List all lines in the material below that contain "styles".

begin

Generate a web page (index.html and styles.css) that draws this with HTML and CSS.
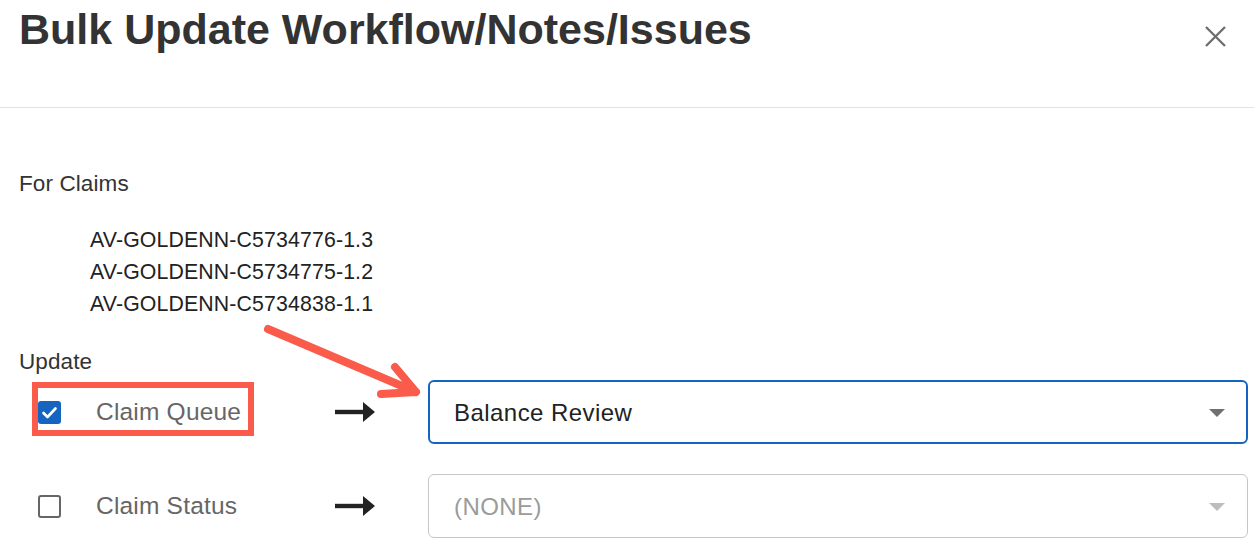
FILE: index.html
```html
<!DOCTYPE html>
<html>
<head>
<meta charset="utf-8">
<link rel="stylesheet" href="styles.css">
</head>
<body>
<div class="dialog">
  <header class="dialog-header">
    <h1 class="dialog-title">Bulk Update Workflow/Notes/Issues</h1>
    <button class="close-btn" aria-label="Close">
      <svg width="21" height="21" viewBox="0 0 21 21"><path d="M1 1 L20 20 M20 1 L1 20" stroke="#6d6d6d" stroke-width="2.3" fill="none"/></svg>
    </button>
  </header>
  <section class="dialog-body">
    <div class="section-label">For Claims</div>
    <ul class="claim-list">
      <li>AV-GOLDENN-C5734776-1.3</li>
      <li>AV-GOLDENN-C5734775-1.2</li>
      <li>AV-GOLDENN-C5734838-1.1</li>
    </ul>
    <div class="section-label update-label">Update</div>
    <div class="update-row">
      <span class="checkbox checked">
        <svg width="23" height="23" viewBox="0 0 23 23"><path d="M5.5 12 L9.5 16 L17.5 7.5" stroke="#fff" stroke-width="2.6" fill="none" stroke-linecap="round" stroke-linejoin="round"/></svg>
      </span>
      <span class="row-label">Claim Queue</span>
      <span class="row-arrow">
        <svg width="40" height="20" viewBox="0 0 40 20"><rect x="0" y="7.8" width="29" height="4.4" fill="#222"/><path d="M28 0 L40 10 L28 20 Z" fill="#222"/></svg>
      </span>
      <div class="select active">
        <span class="select-value">Balance Review</span>
        <span class="caret"></span>
      </div>
    </div>
    <div class="update-row second">
      <span class="checkbox"></span>
      <span class="row-label">Claim Status</span>
      <span class="row-arrow">
        <svg width="40" height="20" viewBox="0 0 40 20"><rect x="0" y="7.8" width="29" height="4.4" fill="#222"/><path d="M28 0 L40 10 L28 20 Z" fill="#222"/></svg>
      </span>
      <div class="select disabled">
        <span class="select-value">(NONE)</span>
        <span class="caret"></span>
      </div>
    </div>
  </section>
  <div class="annot-box"></div>
  <svg class="annot-arrow" width="170" height="90" viewBox="258 318 170 90">
    <path d="M268 329 L416 392 M395 367 L416 392 L381 394" stroke="#fb5b4b" stroke-width="8" fill="none" stroke-linecap="round" stroke-linejoin="round"/>
  </svg>
</div>
</body>
</html>
```
FILE: styles.css
```css
* { box-sizing: border-box; }
html, body { margin: 0; padding: 0; background: #fff; }
body {
  font-family: "Liberation Sans", Arial, Helvetica, sans-serif;
  color: #333;
  width: 1254px;
  height: 552px;
  overflow: hidden;
}
.dialog { position: relative; width: 1254px; height: 552px; }
.dialog-header {
  height: 108px;
  border-bottom: 1px solid #e2e2e2;
  display: flex;
  justify-content: space-between;
  align-items: flex-start;
  padding: 4px 28px 0 19px;
}
.dialog-title {
  margin: 0;
  font-size: 43px;
  line-height: 50px;
  font-weight: 700;
  color: #333;
}
.close-btn {
  margin-top: 22px;
  border: 0;
  background: none;
  padding: 0;
  width: 21px;
  height: 21px;
  display: block;
}
.close-btn svg { display: block; }
.dialog-body { padding: 63px 6px 0 19px; }
.section-label {
  font-size: 22.5px;
  line-height: 26px;
  color: #333;
  letter-spacing: 0.1px;
}
.claim-list {
  list-style: none;
  margin: 27px 0 0 0;
  padding: 0 0 0 71px;
  font-size: 21.3px;
  line-height: 32px;
  color: #222;
  letter-spacing: 0.13px;
}
.update-label { margin-top: 29px; }
.update-row {
  display: grid;
  grid-template-columns: 58px 239px 93px 1fr;
  align-items: center;
  margin-top: 5px;
  padding-left: 19px;
  height: 64px;
}
.update-row.second { margin-top: 30px; }
.checkbox {
  width: 23px;
  height: 23px;
  border: 2.5px solid #666;
  border-radius: 3px;
  display: block;
}
.checkbox.checked {
  width: 23px;
  height: 23px;
  border: 0;
  background: #1565c0;
  border-radius: 3px;
}
.checkbox svg { display: block; }
.row-label {
  font-size: 24.5px;
  color: #666;
  letter-spacing: 0.2px;
}
.row-arrow { display: flex; align-items: center; }
.row-arrow svg { display: block; }
.select {
  height: 64px;
  border-radius: 6px;
  display: flex;
  align-items: center;
  justify-content: space-between;
  padding: 0 22px 0 25px;
}
.select.active { border: 2px solid #1565c0; }
.select.disabled { border: 1px solid #c6c6c6; padding-left: 25px; }
.select-value {
  font-size: 24px;
  letter-spacing: 0.45px;
  color: #222;
  padding-top: 1px;
}
.select.active .select-value { margin-left: -1px; }
.select.disabled .select-value { color: #9b9b9b; }
.caret {
  width: 0;
  height: 0;
  border-left: 8px solid transparent;
  border-right: 8px solid transparent;
  border-top: 8px solid #707070;
  margin-top: 2px;
}
.select.active .caret { margin-right: -1px; }
.select.disabled .caret { border-top-color: #bdbdbd; }
.annot-box {
  position: absolute;
  left: 32px;
  top: 382px;
  width: 222px;
  height: 54px;
  border: 6px solid #fb5b4b;
}
.annot-arrow {
  position: absolute;
  left: 258px;
  top: 318px;
}
```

end

> **Answer**
Generate a web page (index.html and styles.css) that draws this with HTML and CSS.
<link rel="stylesheet" href="styles.css">
FILE: styles.css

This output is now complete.